— start —
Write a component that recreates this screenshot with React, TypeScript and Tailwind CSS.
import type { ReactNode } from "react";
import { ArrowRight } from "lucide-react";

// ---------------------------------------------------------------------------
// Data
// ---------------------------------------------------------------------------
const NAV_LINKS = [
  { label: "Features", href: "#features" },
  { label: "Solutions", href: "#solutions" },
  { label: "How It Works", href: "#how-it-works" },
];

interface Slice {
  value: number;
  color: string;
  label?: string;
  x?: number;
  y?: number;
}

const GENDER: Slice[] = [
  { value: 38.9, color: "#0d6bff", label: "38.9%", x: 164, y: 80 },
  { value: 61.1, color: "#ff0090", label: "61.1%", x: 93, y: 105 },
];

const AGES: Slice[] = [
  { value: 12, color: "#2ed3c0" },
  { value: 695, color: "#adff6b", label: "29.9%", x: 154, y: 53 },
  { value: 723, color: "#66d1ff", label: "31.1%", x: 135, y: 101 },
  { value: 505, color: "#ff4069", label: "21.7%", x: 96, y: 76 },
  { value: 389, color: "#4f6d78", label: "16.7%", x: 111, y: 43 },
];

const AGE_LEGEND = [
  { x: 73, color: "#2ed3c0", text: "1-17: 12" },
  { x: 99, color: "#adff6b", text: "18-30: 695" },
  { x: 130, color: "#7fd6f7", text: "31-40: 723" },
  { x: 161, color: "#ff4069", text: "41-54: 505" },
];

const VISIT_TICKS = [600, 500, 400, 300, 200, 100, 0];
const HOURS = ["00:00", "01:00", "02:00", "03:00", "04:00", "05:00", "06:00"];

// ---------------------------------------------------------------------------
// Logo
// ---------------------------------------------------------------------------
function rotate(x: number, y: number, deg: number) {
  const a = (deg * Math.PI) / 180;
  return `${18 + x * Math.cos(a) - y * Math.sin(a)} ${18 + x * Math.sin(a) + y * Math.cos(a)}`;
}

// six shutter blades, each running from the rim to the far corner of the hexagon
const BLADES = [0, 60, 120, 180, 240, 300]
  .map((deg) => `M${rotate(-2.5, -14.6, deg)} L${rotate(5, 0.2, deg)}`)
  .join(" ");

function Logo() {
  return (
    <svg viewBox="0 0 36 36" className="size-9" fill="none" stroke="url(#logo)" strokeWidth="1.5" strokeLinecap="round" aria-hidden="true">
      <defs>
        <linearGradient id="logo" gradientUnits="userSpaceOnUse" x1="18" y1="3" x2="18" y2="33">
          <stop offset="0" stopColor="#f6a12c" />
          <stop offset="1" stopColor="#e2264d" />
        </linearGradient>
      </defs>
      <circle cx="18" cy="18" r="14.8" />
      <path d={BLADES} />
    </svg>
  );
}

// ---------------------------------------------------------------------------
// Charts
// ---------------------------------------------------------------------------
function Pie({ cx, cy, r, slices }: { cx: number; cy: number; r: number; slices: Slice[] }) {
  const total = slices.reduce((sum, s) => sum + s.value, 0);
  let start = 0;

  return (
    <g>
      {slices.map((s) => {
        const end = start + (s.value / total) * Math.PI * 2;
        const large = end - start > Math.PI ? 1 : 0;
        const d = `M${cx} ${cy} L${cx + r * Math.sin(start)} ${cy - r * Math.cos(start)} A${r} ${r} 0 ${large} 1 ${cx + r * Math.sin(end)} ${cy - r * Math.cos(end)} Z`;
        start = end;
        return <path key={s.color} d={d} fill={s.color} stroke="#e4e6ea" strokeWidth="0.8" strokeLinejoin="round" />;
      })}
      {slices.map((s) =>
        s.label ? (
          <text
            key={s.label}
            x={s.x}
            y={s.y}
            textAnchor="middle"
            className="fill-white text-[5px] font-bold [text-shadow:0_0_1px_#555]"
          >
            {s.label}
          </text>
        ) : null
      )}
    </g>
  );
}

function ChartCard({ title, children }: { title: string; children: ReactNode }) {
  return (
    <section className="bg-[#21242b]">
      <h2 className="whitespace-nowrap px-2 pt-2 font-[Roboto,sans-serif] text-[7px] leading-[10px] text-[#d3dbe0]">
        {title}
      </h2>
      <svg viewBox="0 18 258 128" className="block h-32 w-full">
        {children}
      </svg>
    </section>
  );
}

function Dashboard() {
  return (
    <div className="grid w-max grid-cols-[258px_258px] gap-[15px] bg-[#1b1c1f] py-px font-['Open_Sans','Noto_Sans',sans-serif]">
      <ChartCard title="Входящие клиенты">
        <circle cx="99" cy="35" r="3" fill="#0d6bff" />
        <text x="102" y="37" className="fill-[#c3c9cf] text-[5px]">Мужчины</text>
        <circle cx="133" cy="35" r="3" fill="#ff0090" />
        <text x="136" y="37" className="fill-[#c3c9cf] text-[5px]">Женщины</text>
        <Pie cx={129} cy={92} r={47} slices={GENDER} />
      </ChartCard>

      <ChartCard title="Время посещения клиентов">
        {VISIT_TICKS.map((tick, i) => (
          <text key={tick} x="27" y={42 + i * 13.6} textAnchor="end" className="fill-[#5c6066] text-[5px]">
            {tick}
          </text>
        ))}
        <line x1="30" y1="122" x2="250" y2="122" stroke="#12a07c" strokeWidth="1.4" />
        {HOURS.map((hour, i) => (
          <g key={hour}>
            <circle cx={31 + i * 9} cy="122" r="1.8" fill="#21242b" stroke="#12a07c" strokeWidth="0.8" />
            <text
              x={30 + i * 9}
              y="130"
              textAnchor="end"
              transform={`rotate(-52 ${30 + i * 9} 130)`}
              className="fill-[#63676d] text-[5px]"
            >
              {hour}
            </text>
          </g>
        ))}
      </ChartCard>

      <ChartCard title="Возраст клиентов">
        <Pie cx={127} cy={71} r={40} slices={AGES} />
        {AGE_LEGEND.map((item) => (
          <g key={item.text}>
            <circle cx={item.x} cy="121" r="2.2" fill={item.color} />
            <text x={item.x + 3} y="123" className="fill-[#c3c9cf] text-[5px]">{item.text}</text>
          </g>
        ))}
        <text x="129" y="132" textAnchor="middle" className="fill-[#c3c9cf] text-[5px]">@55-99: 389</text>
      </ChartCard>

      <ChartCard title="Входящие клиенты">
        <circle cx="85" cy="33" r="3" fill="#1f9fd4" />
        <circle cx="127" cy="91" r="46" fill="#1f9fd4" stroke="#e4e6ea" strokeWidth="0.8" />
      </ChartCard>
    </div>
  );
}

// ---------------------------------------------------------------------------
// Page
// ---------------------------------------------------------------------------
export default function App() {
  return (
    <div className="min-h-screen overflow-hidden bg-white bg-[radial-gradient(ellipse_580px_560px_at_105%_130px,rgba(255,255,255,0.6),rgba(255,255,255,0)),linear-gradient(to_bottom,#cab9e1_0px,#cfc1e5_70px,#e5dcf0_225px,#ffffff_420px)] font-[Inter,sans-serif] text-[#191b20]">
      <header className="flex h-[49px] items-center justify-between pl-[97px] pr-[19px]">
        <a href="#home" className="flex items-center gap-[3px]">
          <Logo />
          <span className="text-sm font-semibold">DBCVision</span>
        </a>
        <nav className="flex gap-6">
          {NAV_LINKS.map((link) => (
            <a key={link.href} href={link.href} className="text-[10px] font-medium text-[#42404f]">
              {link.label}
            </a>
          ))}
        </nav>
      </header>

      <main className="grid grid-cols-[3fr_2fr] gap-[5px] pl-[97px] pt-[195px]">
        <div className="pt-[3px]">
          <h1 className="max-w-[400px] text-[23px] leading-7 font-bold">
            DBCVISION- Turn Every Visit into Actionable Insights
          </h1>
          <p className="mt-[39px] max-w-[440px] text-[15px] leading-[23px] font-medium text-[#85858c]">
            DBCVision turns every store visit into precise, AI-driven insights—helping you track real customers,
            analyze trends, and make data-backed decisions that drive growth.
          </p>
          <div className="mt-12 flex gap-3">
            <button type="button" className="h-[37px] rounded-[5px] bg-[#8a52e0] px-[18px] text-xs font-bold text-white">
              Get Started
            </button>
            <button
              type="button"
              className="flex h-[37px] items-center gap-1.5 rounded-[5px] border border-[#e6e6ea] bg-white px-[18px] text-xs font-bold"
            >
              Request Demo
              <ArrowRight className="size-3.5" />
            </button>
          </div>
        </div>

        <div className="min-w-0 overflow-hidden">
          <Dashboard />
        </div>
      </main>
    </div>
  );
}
— end —
— start —
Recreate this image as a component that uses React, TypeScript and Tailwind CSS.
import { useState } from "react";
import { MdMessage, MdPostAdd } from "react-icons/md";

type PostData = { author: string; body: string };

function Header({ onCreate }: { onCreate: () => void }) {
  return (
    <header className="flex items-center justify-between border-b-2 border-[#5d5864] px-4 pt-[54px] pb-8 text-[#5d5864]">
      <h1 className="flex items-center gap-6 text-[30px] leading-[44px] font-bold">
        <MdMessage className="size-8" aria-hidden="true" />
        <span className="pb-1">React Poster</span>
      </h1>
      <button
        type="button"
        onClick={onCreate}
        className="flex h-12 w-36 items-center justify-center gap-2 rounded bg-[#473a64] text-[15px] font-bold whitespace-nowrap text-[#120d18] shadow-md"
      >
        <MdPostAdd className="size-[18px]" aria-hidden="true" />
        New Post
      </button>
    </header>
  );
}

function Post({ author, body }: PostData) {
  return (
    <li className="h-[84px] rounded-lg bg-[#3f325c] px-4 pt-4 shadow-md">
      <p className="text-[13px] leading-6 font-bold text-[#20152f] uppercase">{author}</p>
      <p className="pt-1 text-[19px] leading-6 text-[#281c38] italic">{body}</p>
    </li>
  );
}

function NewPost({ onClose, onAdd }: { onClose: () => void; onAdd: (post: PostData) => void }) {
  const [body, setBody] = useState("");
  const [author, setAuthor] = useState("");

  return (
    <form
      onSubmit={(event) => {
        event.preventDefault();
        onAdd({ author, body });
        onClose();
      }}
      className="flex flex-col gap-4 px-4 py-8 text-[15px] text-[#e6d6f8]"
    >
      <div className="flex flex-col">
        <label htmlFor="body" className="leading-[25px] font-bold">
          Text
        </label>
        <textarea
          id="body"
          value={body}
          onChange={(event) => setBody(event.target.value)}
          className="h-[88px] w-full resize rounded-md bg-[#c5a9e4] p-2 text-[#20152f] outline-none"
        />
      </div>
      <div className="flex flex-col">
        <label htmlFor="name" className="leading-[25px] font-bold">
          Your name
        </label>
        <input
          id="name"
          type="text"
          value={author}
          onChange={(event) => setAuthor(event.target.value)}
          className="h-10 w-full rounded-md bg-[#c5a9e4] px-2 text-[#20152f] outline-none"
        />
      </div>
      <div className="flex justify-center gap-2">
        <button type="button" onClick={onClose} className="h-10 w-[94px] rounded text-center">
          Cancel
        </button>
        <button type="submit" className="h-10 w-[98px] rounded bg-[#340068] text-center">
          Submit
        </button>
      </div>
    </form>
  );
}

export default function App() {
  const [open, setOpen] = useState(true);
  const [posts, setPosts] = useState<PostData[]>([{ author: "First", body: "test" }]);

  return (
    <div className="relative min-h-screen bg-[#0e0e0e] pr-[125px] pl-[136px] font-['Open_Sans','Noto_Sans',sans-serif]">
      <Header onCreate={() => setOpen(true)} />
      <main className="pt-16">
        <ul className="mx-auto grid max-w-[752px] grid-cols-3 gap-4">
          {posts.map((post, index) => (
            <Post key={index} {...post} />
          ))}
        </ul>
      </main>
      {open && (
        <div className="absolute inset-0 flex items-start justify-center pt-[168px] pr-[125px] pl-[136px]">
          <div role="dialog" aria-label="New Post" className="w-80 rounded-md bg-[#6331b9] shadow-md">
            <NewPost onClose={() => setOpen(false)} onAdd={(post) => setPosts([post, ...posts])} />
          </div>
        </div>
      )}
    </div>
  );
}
— end —
— start —
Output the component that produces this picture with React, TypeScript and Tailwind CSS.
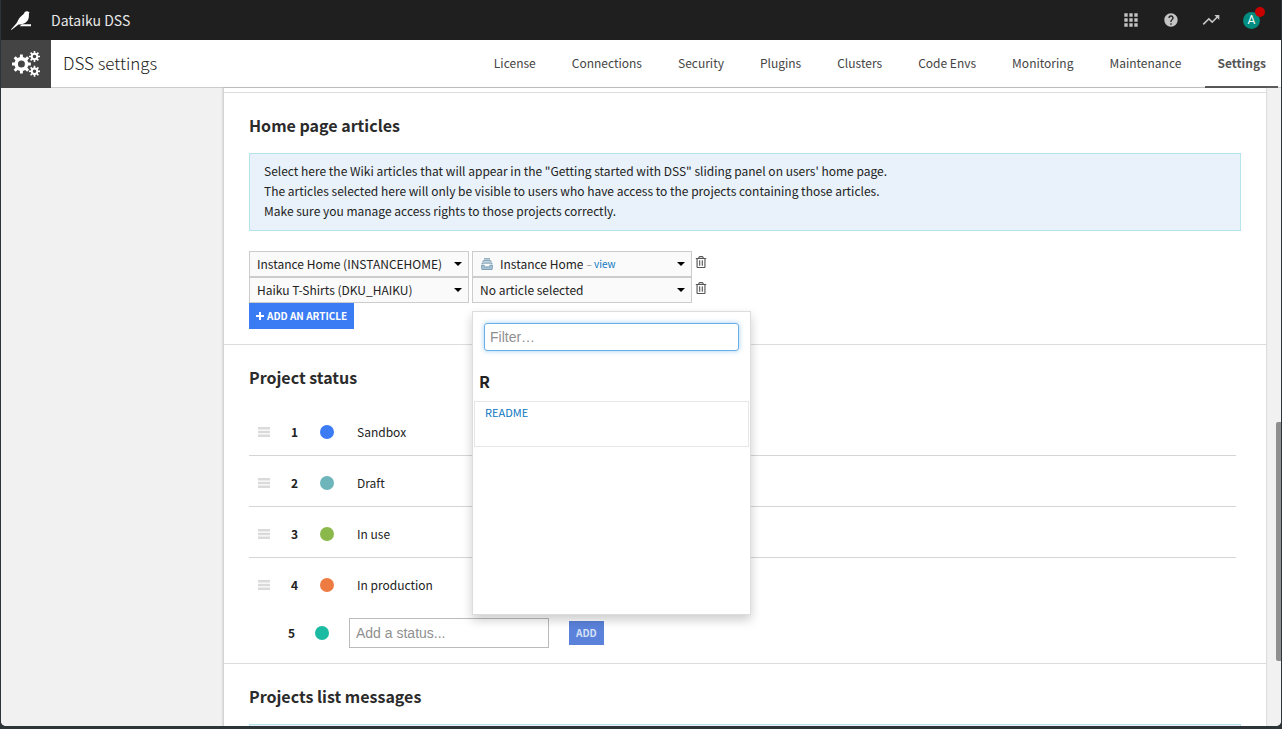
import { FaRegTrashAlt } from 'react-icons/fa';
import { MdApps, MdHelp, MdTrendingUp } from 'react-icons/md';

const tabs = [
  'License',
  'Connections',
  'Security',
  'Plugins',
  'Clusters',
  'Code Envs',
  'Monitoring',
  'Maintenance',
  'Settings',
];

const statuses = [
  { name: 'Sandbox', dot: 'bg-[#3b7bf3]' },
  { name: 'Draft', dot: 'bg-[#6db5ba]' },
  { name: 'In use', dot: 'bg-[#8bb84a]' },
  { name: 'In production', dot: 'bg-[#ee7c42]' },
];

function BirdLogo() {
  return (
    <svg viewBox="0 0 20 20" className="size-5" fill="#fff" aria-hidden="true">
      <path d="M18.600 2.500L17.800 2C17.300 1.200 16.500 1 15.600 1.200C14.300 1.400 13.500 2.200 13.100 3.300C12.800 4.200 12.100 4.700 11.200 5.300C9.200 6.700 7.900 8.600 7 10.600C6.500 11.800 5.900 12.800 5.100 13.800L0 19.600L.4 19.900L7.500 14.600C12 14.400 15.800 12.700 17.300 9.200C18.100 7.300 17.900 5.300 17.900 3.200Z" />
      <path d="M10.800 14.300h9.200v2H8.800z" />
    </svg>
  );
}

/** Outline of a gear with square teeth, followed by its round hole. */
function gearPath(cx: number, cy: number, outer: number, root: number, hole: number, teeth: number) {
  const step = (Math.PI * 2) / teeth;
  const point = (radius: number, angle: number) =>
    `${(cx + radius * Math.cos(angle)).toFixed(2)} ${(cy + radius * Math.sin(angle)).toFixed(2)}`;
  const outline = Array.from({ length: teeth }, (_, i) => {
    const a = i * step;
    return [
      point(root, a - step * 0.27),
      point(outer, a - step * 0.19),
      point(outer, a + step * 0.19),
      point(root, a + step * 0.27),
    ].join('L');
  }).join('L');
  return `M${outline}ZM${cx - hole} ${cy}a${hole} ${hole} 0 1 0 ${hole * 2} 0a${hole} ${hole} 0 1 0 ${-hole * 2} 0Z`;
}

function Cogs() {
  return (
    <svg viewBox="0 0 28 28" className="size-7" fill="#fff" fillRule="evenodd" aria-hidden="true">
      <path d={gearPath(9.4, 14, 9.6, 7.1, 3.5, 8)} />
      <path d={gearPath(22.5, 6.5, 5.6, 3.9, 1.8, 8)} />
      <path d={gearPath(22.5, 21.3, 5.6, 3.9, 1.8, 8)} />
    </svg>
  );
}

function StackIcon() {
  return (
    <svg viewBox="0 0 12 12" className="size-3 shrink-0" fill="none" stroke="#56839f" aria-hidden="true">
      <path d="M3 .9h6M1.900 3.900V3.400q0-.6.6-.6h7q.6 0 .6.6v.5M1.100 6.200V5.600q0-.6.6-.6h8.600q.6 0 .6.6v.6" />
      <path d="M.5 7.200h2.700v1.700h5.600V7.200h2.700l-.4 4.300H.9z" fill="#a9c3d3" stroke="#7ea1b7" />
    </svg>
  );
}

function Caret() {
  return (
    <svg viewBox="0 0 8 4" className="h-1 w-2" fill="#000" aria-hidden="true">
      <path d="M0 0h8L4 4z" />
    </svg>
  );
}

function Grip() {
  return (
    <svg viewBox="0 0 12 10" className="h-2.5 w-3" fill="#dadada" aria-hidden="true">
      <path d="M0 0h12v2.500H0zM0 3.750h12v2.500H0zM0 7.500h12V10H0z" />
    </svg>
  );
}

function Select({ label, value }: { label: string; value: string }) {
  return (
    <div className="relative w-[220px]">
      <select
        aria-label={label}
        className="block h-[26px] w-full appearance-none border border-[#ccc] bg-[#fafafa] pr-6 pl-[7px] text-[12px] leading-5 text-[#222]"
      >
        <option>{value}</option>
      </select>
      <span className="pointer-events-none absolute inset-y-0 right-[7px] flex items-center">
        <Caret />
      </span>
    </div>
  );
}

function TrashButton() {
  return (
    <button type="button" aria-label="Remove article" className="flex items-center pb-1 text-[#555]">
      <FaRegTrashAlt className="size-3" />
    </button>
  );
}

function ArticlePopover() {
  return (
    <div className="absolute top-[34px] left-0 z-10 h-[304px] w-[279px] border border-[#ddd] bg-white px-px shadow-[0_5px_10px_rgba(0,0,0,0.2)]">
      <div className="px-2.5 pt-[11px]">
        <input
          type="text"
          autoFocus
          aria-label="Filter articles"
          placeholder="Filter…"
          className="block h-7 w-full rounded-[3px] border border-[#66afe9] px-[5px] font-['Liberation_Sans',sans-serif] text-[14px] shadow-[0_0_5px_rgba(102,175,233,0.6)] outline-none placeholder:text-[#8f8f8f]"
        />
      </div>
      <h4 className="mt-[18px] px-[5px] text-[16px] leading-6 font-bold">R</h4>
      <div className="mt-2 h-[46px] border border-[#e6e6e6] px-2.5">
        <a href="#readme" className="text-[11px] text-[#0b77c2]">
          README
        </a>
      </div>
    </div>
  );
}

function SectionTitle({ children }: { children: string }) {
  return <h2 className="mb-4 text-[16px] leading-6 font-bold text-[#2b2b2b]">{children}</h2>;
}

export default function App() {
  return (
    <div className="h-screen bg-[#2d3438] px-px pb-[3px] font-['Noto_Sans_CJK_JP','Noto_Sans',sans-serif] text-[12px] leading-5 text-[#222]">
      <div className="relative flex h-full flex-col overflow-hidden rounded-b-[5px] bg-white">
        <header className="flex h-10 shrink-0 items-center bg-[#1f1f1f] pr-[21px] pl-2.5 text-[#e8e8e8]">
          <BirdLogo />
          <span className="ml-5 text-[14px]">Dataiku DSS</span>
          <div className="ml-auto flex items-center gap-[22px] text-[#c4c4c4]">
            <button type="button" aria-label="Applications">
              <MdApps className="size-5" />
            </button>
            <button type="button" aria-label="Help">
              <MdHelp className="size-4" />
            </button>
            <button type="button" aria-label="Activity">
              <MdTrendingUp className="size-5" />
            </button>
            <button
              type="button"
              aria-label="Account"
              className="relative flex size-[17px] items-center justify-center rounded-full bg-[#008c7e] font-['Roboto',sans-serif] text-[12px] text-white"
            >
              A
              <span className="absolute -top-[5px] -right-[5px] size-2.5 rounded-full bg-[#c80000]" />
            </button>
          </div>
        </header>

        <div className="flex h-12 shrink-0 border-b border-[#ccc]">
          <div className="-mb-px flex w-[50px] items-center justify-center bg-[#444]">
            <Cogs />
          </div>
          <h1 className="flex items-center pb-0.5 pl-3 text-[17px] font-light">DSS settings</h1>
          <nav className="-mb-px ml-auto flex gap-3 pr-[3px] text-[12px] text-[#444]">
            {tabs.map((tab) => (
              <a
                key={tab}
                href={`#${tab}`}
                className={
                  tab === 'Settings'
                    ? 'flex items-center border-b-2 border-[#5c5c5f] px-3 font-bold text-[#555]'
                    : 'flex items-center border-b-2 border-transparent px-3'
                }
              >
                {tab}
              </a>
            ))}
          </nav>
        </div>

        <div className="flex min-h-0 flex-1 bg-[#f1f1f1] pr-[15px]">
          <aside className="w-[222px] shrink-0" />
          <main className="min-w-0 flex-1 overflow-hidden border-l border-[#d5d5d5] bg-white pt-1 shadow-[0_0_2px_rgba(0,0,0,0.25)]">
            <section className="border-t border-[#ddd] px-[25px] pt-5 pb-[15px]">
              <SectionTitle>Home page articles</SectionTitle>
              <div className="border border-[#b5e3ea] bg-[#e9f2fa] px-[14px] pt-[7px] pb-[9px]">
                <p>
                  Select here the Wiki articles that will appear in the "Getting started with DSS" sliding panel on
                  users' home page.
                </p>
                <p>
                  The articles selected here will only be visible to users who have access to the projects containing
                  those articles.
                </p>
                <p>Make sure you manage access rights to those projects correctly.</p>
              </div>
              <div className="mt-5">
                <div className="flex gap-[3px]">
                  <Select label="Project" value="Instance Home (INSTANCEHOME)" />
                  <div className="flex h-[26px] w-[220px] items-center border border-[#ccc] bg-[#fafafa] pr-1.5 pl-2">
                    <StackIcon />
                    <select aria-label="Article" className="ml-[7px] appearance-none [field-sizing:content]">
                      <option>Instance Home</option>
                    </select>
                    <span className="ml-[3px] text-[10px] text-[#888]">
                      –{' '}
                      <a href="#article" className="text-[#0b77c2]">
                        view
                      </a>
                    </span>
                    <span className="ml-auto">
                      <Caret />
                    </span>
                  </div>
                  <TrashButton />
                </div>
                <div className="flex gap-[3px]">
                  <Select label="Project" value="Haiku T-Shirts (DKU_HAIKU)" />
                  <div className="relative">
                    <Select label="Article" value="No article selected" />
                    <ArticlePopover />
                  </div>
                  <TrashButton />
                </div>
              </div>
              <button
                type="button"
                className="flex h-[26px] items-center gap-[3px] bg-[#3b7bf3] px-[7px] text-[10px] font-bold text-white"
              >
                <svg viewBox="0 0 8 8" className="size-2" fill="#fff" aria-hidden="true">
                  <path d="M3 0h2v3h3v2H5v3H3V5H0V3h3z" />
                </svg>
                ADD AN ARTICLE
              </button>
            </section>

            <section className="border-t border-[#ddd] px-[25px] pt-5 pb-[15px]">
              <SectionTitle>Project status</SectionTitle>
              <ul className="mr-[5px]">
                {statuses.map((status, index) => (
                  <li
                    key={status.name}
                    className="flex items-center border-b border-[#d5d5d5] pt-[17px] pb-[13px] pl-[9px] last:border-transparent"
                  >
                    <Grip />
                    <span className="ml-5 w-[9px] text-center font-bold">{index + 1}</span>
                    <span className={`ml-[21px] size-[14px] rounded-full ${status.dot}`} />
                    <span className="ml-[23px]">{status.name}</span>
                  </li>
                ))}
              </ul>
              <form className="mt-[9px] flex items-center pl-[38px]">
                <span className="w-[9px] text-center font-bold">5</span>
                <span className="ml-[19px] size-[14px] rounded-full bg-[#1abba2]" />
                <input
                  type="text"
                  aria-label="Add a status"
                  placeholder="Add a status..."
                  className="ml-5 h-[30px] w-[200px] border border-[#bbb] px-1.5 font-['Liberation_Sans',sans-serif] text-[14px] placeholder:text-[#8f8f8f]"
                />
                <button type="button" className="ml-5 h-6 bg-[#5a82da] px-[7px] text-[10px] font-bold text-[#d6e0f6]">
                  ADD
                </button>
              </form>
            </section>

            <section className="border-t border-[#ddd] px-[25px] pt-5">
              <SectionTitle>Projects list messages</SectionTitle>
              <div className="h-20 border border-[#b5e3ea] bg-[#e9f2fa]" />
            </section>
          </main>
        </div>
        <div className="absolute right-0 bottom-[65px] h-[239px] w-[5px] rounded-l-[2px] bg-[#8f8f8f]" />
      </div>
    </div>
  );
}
— end —
Given request ::
Out of the data above, set down the lines from the one with "Recreate this image" to the one with "string; body: string", both included, exactly as written and with no additions.

Complete response ::
Recreate this image as a component that uses React, TypeScript and Tailwind CSS.
import { useState } from "react";
import { MdMessage, MdPostAdd } from "react-icons/md";

type PostData = { author: string; body: string };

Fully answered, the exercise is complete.